When Luke, Leia and Han are all buddy buddy at the end hugging each other and laughing, it struck me as a bizarre moment. I understand they went through a big ordeal together. But I couldn’t help but think ‘where the hell did this come from?’ It felt forced to me. It didn’t feel like something their characters would do, but something plot devices would do.

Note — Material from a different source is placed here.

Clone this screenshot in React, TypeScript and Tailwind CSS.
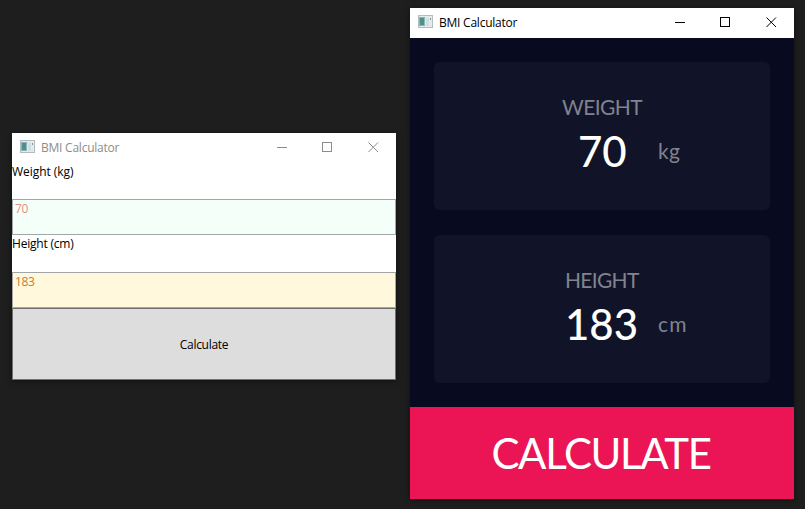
import React from "react";

const UI = "font-['Open_Sans','Noto_Sans',sans-serif] text-[12px] leading-[16px] whitespace-nowrap";
const CAL = "font-['Lato','Open_Sans',sans-serif] whitespace-nowrap";

function AppIcon() {
  return (
    <svg width="16" height="14" viewBox="0 0 16 14" className="block shrink-0" shapeRendering="crispEdges">
      <rect x="0" y="0" width="15" height="13" fill="#b4bcc2" />
      <rect x="1" y="1" width="13" height="11" fill="#e3eaec" />
      <rect x="1" y="2" width="6" height="9" fill="#8fb3b8" />
      <rect x="2" y="3" width="4" height="7" fill="#4c9288" />
      <rect x="8" y="3" width="3" height="8" fill="#d0dfe2" />
      <rect x="12" y="3" width="1" height="2" fill="#8795a3" />
    </svg>
  );
}

function TitleBar({ active }: { active: boolean }) {
  const tone = active ? "text-black" : "text-[#8c8c8c]";
  return (
    <header className={`flex h-[30px] shrink-0 items-start bg-white pl-2 ${tone}`}>
      <div className="mt-[7px]">
        <AppIcon />
      </div>
      <span className={`${UI} ml-[5px] mt-[7px] tracking-[-0.23px]`}>BMI Calculator</span>
      <svg width="102" height="12" viewBox="0 0 102 12" className="ml-auto mr-[17px] mt-[8px] block" fill="none" stroke="currentColor">
        <path d="M0 6.5H10" />
        <rect x="45.5" y="1.5" width="9" height="9" />
        <path d="M91.5 1.5L101 11M101 1.5L91.5 11" />
      </svg>
    </header>
  );
}

function FormField({ label, value, labelStyle, tone }: { label: string; value: string; labelStyle: string; tone: string }) {
  return (
    <label className="block">
      <span className={`${UI} block pt-px text-black ${labelStyle}`}>{label}</span>
      <input
        defaultValue={value}
        className={`${UI} block h-[36px] w-full border border-[#a3a6a6] px-[2px] pb-[18px] tracking-[-0.3px] outline-none ${tone}`}
      />
    </label>
  );
}

interface CardProps {
  title: string;
  value: string;
  unit: string;
  titleStyle: string;
  valueStyle: string;
  unitStyle: string;
}

function MetricCard({ title, value, unit, titleStyle, valueStyle, unitStyle }: CardProps) {
  return (
    <section className="h-[148px] rounded-md bg-[#111428] pt-[31px]">
      <h2 className={`${CAL} h-[28px] text-[21px] leading-[28px] text-[#81838e] ${titleStyle}`}>{title}</h2>
      <div className="flex h-[60px] items-center">
        <span className={`${CAL} shrink-0 text-[42px] font-medium leading-[60px] text-white ${valueStyle}`}>{value}</span>
        <span className={`${CAL} text-[21px] leading-[60px] text-[#81838e] ${unitStyle}`}>{unit}</span>
      </div>
    </section>
  );
}

export default function App() {
  return (
    <main className="flex h-[509px] w-[805px] items-start overflow-hidden bg-[#1e1e1e]">
      <div className="ml-3 mt-[133px] flex h-[247px] w-[384px] flex-col bg-white shadow-[0_1px_5px_rgba(0,0,0,0.5)]">
        <TitleBar active={false} />
        <FormField label="Weight (kg)" value="70" labelStyle="h-[36px] tracking-[-0.05px]" tone="bg-[#f5fffa] text-[#e0907c]" />
        <FormField label="Height (cm)" value="183" labelStyle="h-[37px] tracking-[-0.2px]" tone="bg-[#fff8dc] text-[#c97a3a]" />
        <button className={`${UI} h-[72px] w-full border border-[#707070] bg-[#dddddd] pt-px tracking-[-0.3px] text-black`}>Calculate</button>
      </div>
      <div className="ml-[14px] mt-2 flex h-[491px] w-[384px] flex-col bg-[#080a20] shadow-[0_1px_6px_rgba(0,0,0,0.5)]">
        <TitleBar active />
        <div className="flex h-[369px] flex-col gap-[25px] px-6 pt-6">
          <MetricCard title="WEIGHT" value="70" unit="kg" titleStyle="pl-[128px] tracking-[-0.6px]" valueStyle="pl-[144px] w-[224px]" unitStyle="tracking-[0.3px]" />
          <MetricCard title="HEIGHT" value="183" unit="cm" titleStyle="pl-[131px] tracking-[-0.7px]" valueStyle="pl-[131px] w-[224px]" unitStyle="tracking-[1.2px]" />
        </div>
        <button className={`${CAL} h-[92px] w-full bg-[#eb1555] pr-[2px] text-[42px] leading-[50px] tracking-[-1.4px] text-white`}>CALCULATE</button>
      </div>
    </main>
  );
}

Lastly, I know from Laura that all the terrible CGI was added later, so I won’t hold that against the movie. I just gotta say though, it is astonishingly bad. Even coming into it from an outside perspective, I wish it hadn’t been there. The puppets and costumes were brilliant. The CGI ruined every scene it was in, and brought me out of the experience.

Going Forward

I am really surprised that the Death Star got destroyed in the first movie. I honestly have no idea what the other two movies in the trilogy could be about. Unless they make another Death Star, or unless Vader goes on a killing spree and the Jedi decide ‘it’s time to stop Vader now’ I have no idea what the central conflicts/motivations of the other two movies could be. I suppose they need to find Yoda, and Luke needs to train to become a Jedi, but I don’t see that as a central conflict that could drive the plot of a movie. I suppose I’ll find out.

A friend pointed out that it was funny I knew someone got frozen in carbonite, but not who. So I’m going to take a stab at guessing. I think Han Solo is the one who gets frozen in carbonite because of his debt to Jaba. From context in the Mandalorian, you freeze bounties in carbonite. And Han had bounty hunters after him. So someone finally got Han, froze him in carbonite. David and Laura said “What about all the money Han got at the end of New Hope? Wouldn’t he use that to pay off his debt?” I don’t think so. Han totally spent all that dough. Probably on his ship seeing as he loves souping it up and customizing it so much.